I've audited WooCommerce stores with four-second mobile load times that were bleeding conversion they didn't know they had, purely because the founder picked a 10 USD hosting plan to "save money." The math never works.
If you're not going to budget for proper hosting and a developer who understands caching, object storage, image optimization, and plugin weight, don't pick WooCommerce. Speed will be your silent revenue killer.
SEO: Both Can Rank, But Not for the Same Reasons
Both platforms can absolutely rank. Shopify stores and WooCommerce stores sit at the top of Google results for millions of ecommerce queries.
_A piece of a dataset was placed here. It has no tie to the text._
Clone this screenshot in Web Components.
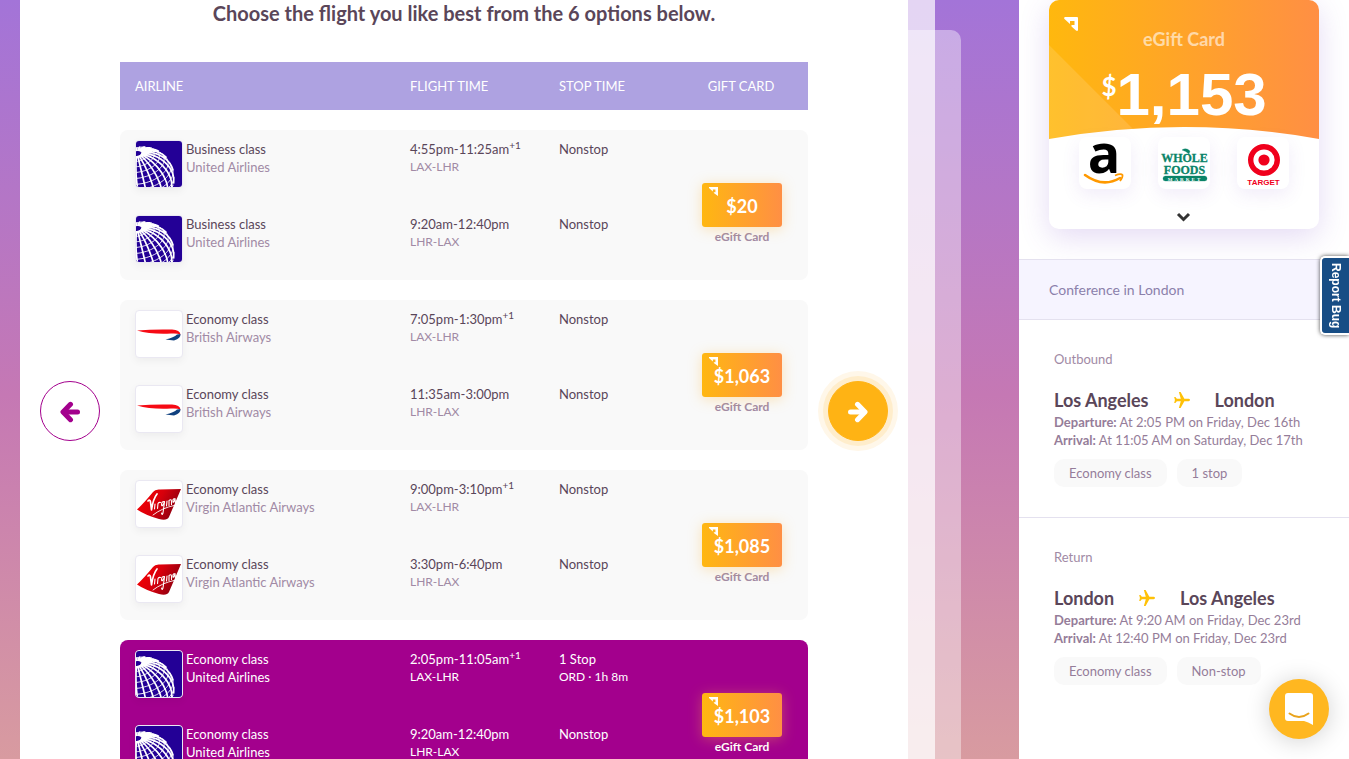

So ignore anyone telling you one platform "doesn't do SEO." It's nonsense.
That said, the routes to ranking look different.
Shopify's SEO story: Clean URL structure, fast server response, mobile optimization, good schema out of the box, and a solid ecosystem of apps (JSON-LD, Yoast for Shopify, SEO Manager) for titles, metas, and sitemaps. Limitations: URL structure is slightly more rigid (you can't fully customize the /products/, /collections/, /blogs/ prefixes), and blog functionality is decent but not great if your content strategy is the main engine.
WooCommerce's SEO story: You get the full WordPress SEO toolkit, which is legendary. Yoast, Rank Math, All in One SEO Pack, schema plugins, content-focused URL control, unlimited post types, advanced category architecture, and a native blogging CMS that's been the gold standard for two decades. If content marketing is your primary growth channel, and you're publishing 4+ articles per week, WooCommerce gives you a slight edge on the editorial side.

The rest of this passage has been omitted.